[Records with interface code]
# # # # # # #

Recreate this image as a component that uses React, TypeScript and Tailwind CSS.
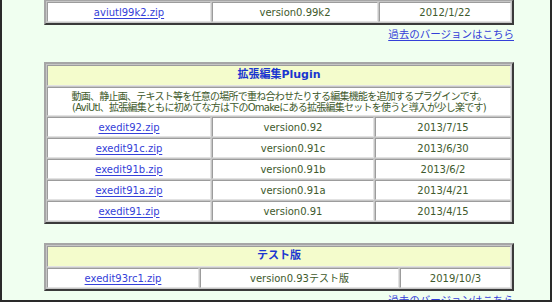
import type { ReactNode } from "react";

type Release = { file: string; version: string; date: string };

const FONT = "font-['DejaVu_Sans','Noto_Sans_CJK_JP',sans-serif]";

const plugin: Release[] = [
  { file: "exedit92.zip", version: "version0.92", date: "2013/7/15" },
  { file: "exedit91c.zip", version: "version0.91c", date: "2013/6/30" },
  { file: "exedit91b.zip", version: "version0.91b", date: "2013/6/2" },
  { file: "exedit91a.zip", version: "version0.91a", date: "2013/4/21" },
  { file: "exedit91.zip", version: "version0.91", date: "2013/4/15" },
];

const testing: Release[] = [{ file: "exedit93rc1.zip", version: "version0.93テスト版", date: "2019/10/3" }];

const cell =
  "h-[20px] p-0 border border-t-[#9c9c9c] border-l-[#9c9c9c] border-b-[#e2e2e2] border-r-[#e2e2e2] bg-white text-center align-middle";

function FileLink({ children }: { children: ReactNode }) {
  return (
    <a href="#" className="text-[#3440d8] underline underline-offset-[2px]">
      {children}
    </a>
  );
}

function OlderVersions() {
  return (
    <div className="w-[470px] text-right text-[10.5px] leading-[14px]">
      <FileLink>過去のバージョンはこちら</FileLink>
    </div>
  );
}

function ReleaseTable({
  title,
  note,
  rows,
  cols,
  className = "",
}: {
  title?: string;
  note?: ReactNode;
  rows: Release[];
  cols: [string, string];
  className?: string;
}) {
  return (
    <table
      className={`w-[470px] table-fixed border-separate border-spacing-[1px] border-2 border-t-[#a6a6a6] border-l-[#a6a6a6] border-b-[#3a3a3a] border-r-[#3a3a3a] bg-[#c6c6c6] text-[10px] ${className}`}
    >
      <colgroup>
        <col className={cols[0]} />
        <col className={cols[1]} />
        <col />
      </colgroup>
      <tbody>
        {title ? (
          <tr>
            <td colSpan={3} className={`${cell} !h-[21px] !bg-[#f4fccc] text-[11px] font-bold text-[#1a36d0]`}>
              {title}
            </td>
          </tr>
        ) : null}
        {note ? (
          <tr>
            <td colSpan={3} className={`${cell} !h-[29px] text-[10px] leading-[11px] tracking-[-0.75px] text-[#3e5a2c]`}>
              {note}
            </td>
          </tr>
        ) : null}
        {rows.map((r) => (
          <tr key={r.file}>
            <td className={cell}>
              <FileLink>{r.file}</FileLink>
            </td>
            <td className={`${cell} text-[#3e5a2c]`}>{r.version}</td>
            <td className={`${cell} text-[#3e5a2c]`}>{r.date}</td>
          </tr>
        ))}
      </tbody>
    </table>
  );
}

export default function App() {
  return (
    <div className={`${FONT} h-[302px] w-[552px] overflow-hidden border-x-2 border-b-2 border-[#2a2a2a] bg-[#f0fff0]`}>
      <div className="ml-[42px]">
        <ReleaseTable
          className="-mt-[1px]"
          rows={[{ file: "aviutl99k2.zip", version: "version0.99k2", date: "2012/1/22" }]}
          cols={["w-[164px]", "w-[166px]"]}
        />
        <div className="mt-[2px]">
          <OlderVersions />
        </div>

        <ReleaseTable
          className="mt-[21px]"
          title="拡張編集Plugin"
          note={
            <>
              動画、静止画、テキスト等を任意の場所で重ね合わせたりする編集機能を追加するプラグインです。
              <br />
              (AviUtl、拡張編集ともに初めてな方は下のOmakeにある拡張編集セットを使うと導入が少し楽です)
            </>
          }
          rows={plugin}
          cols={["w-[164px]", "w-[162px]"]}
        />

        <ReleaseTable className="mt-[19px]" title="テスト版" rows={testing} cols={["w-[152px]", "w-[199px]"]} />
        <div className="mt-[2px]">
          <OlderVersions />
        </div>
      </div>
    </div>
  );
}
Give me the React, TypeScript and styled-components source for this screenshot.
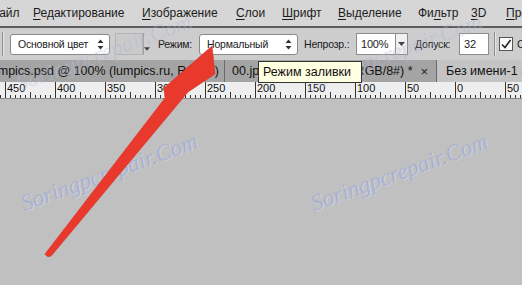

# # # # # # #

Give the data again exactly as written, with all pictures left out.

Recreate this image as a component that uses React, TypeScript and Tailwind CSS.
import type { ReactNode } from "react";

type Release = { file: string; version: string; date: string };

const FONT = "font-['DejaVu_Sans','Noto_Sans_CJK_JP',sans-serif]";

const plugin: Release[] = [
  { file: "exedit92.zip", version: "version0.92", date: "2013/7/15" },
  { file: "exedit91c.zip", version: "version0.91c", date: "2013/6/30" },
  { file: "exedit91b.zip", version: "version0.91b", date: "2013/6/2" },
  { file: "exedit91a.zip", version: "version0.91a", date: "2013/4/21" },
  { file: "exedit91.zip", version: "version0.91", date: "2013/4/15" },
];

const testing: Release[] = [{ file: "exedit93rc1.zip", version: "version0.93テスト版", date: "2019/10/3" }];

const cell =
  "h-[20px] p-0 border border-t-[#9c9c9c] border-l-[#9c9c9c] border-b-[#e2e2e2] border-r-[#e2e2e2] bg-white text-center align-middle";

function FileLink({ children }: { children: ReactNode }) {
  return (
    <a href="#" className="text-[#3440d8] underline underline-offset-[2px]">
      {children}
    </a>
  );
}

function OlderVersions() {
  return (
    <div className="w-[470px] text-right text-[10.5px] leading-[14px]">
      <FileLink>過去のバージョンはこちら</FileLink>
    </div>
  );
}

function ReleaseTable({
  title,
  note,
  rows,
  cols,
  className = "",
}: {
  title?: string;
  note?: ReactNode;
  rows: Release[];
  cols: [string, string];
  className?: string;
}) {
  return (
    <table
      className={`w-[470px] table-fixed border-separate border-spacing-[1px] border-2 border-t-[#a6a6a6] border-l-[#a6a6a6] border-b-[#3a3a3a] border-r-[#3a3a3a] bg-[#c6c6c6] text-[10px] ${className}`}
    >
      <colgroup>
        <col className={cols[0]} />
        <col className={cols[1]} />
        <col />
      </colgroup>
      <tbody>
        {title ? (
          <tr>
            <td colSpan={3} className={`${cell} !h-[21px] !bg-[#f4fccc] text-[11px] font-bold text-[#1a36d0]`}>
              {title}
            </td>
          </tr>
        ) : null}
        {note ? (
          <tr>
            <td colSpan={3} className={`${cell} !h-[29px] text-[10px] leading-[11px] tracking-[-0.75px] text-[#3e5a2c]`}>
              {note}
            </td>
          </tr>
        ) : null}
        {rows.map((r) => (
          <tr key={r.file}>
            <td className={cell}>
              <FileLink>{r.file}</FileLink>
            </td>
            <td className={`${cell} text-[#3e5a2c]`}>{r.version}</td>
            <td className={`${cell} text-[#3e5a2c]`}>{r.date}</td>
          </tr>
        ))}
      </tbody>
    </table>
  );
}

export default function App() {
  return (
    <div className={`${FONT} h-[302px] w-[552px] overflow-hidden border-x-2 border-b-2 border-[#2a2a2a] bg-[#f0fff0]`}>
      <div className="ml-[42px]">
        <ReleaseTable
          className="-mt-[1px]"
          rows={[{ file: "aviutl99k2.zip", version: "version0.99k2", date: "2012/1/22" }]}
          cols={["w-[164px]", "w-[166px]"]}
        />
        <div className="mt-[2px]">
          <OlderVersions />
        </div>

        <ReleaseTable
          className="mt-[21px]"
          title="拡張編集Plugin"
          note={
            <>
              動画、静止画、テキスト等を任意の場所で重ね合わせたりする編集機能を追加するプラグインです。
              <br />
              (AviUtl、拡張編集ともに初めてな方は下のOmakeにある拡張編集セットを使うと導入が少し楽です)
            </>
          }
          rows={plugin}
          cols={["w-[164px]", "w-[162px]"]}
        />

        <ReleaseTable className="mt-[19px]" title="テスト版" rows={testing} cols={["w-[152px]", "w-[199px]"]} />
        <div className="mt-[2px]">
          <OlderVersions />
        </div>
      </div>
    </div>
  );
}
Give me the React, TypeScript and styled-components source for this screenshot.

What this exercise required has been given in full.